金曜日なので仕事帰りにさぞ楽しく飲んでらっしゃったんでしょうねというような奴らにイライラしたり、自分と同じような草臥れたサラリーマンにシンパシーを感じたりしながら電車に揺られていた。今日もハゲ課長に文句を言われ、営業先の病院の先生方には無理難題を言われ、もう疲れきっていた。
LINEを開くと数時間前に同居人の伊弉冉一二三から【どっぽちんおつおつー!夕飯はチャーハン卵スープサラダ🤩冷蔵庫に入ってるよ!明日は休みだからファイト🙌🏻】とメッセージが来ていて、地にめり込んでいた気持ちが地上までは上がってこれた。
駅を出て、ビールを飲みながら食べよう、ビールまだあったっけ、と思いながら歩いていると、道の脇の暗い裏路地を入ったすぐの辺りが明るくなっているのが気になって立ち止まる。
(こんなところに何かあったか?)
恐る恐る近づくとドアが開きっぱなしになっていて、どうやら開店前のお店らしく中には積まれた段ボールやビニールがかかったままの椅子等がある。
壁にはアンティーク調の大きな鏡が間隔を開けて横並びに2つ取り付けられている。どうやら美容室のようだ。
(こんな時間に作業しているなんて、大変だな。自分みたいに搾取されている人間がここにもいるのか······。)

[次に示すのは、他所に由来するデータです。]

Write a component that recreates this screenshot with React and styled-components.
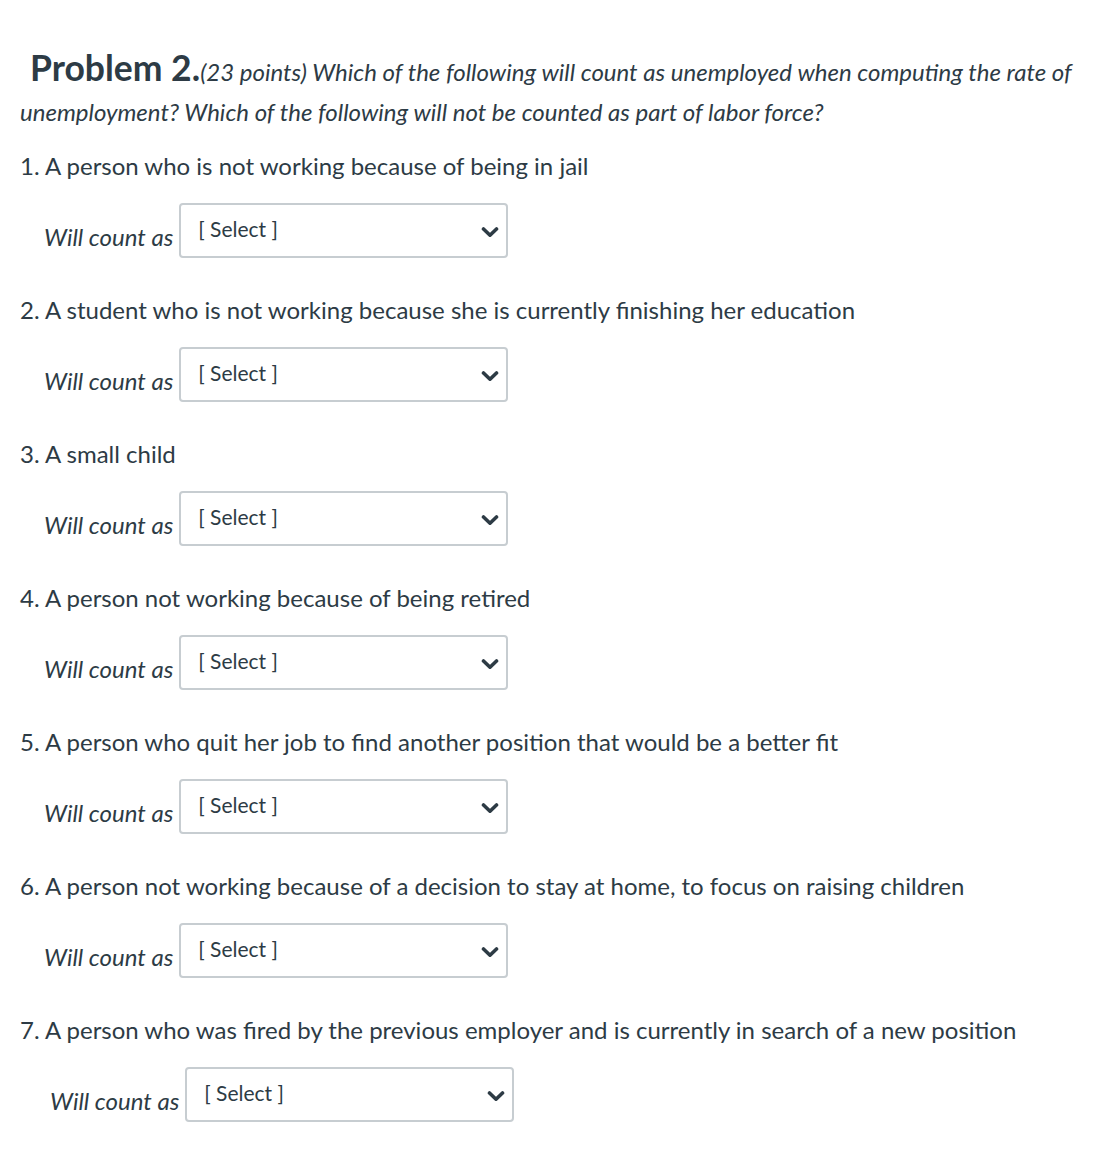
import React from 'react'
import styled, { createGlobalStyle } from "styled-components"

const Global = createGlobalStyle`
body{
    margin: 0;
    background: #fff;
    font-family: Lato, "Open Sans", sans-serif;
    color: #2d3b45;
}
`

const questions = [
    { text: "1. A person who is not working because of being in jail" },
    { text: "2. A student who is not working because she is currently finishing her education" },
    { text: "3. A small child" },
    { text: "4. A person not working because of being retired" },
    { text: "5. A person who quit her job to find another position that would be a better fit" },
    { text: "6. A person not working because of a decision to stay at home, to focus on raising children" },
    { text: "7. A person who was fired by the previous employer and is currently in search of a new position", shift: 6 },
]

function Chevron() {
    return (
        <svg width="18" height="12" viewBox="0 0 18 12">
            <polyline points="2.5,3 9,9.2 15.5,3" fill="none" stroke="#2d3b45" strokeWidth="3.6" strokeLinecap="round" strokeLinejoin="round" />
        </svg>
    )
}

export default function App() {
    return (
        <Page>
            <Global />
            <Intro>
                <Title>Problem 2.</Title>
                <em>(23 points) Which of the following will count as unemployed when computing the rate of unemployment? Which of the following will not be counted as part of labor force?</em>
            </Intro>
            {questions.map((q, i) => (
                <Item key={i}>
                    <Question>{q.text}</Question>
                    <Row shift={q.shift || 0}>
                        <Label>Will count as</Label>
                        <Select>
                            <span>[ Select ]</span>
                            <Chevron />
                        </Select>
                    </Row>
                </Item>
            ))}
        </Page>
    )
}

const Page = styled.div`
padding: 50px 20px 20px 20px;
width: 1060px;
`
const Intro = styled.p`
margin: 0;
font-size: 24px;
line-height: 40px;
text-indent: 10px;
em{
    font-style: italic;
}
`
const Title = styled.span`
font-size: 35.5px;
line-height: 36px;
font-weight: 700;
`
const Item = styled.div`
margin-top: 18px;
& + & {
    margin-top: 36px;
}
`
const Question = styled.div`
font-size: 24px;
line-height: 32px;
`
const Row = styled.div`
display: flex;
align-items: center;
margin-top: 21px;
padding-left: ${p => 24 + p.shift}px;
`
const Label = styled.span`
font-size: 24px;
font-style: italic;
padding-top: 11px;
margin-right: 6px;
`
const Select = styled.div`
box-sizing: border-box;
width: 329px;
height: 55px;
border: 2px solid #c7cdd1;
border-radius: 4px;
display: flex;
align-items: center;
justify-content: space-between;
padding: 0 7px 0 17px;
font-size: 21px;
span{
    margin-top: -4px;
}
svg{
    margin-top: 2px;
}
`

ぼーっとお店のなかを見ていると奥から男が出てきてバッチリと目があってしまった。当たり前だ。かなり堂々と中を覗いていたのだから。ラフだがお洒落でスタイルも顔も良く苦手なタイプの人間だと独歩は判断した。男がこちらに向かって歩いて来るので
「っすすすすすいません!!怪しい者ではありません!!ちょっとききき気になってしまって!!しししし失礼いたしますっ!!」
と逃げようと背を向けたがパシッと手首を捕まれてしまった。心の中でひえぇー!と悲鳴を上げながら振り返ると
「お兄さん、今仕事帰りですか?」
と、イケメンが少し悲しそうな笑顔で言う。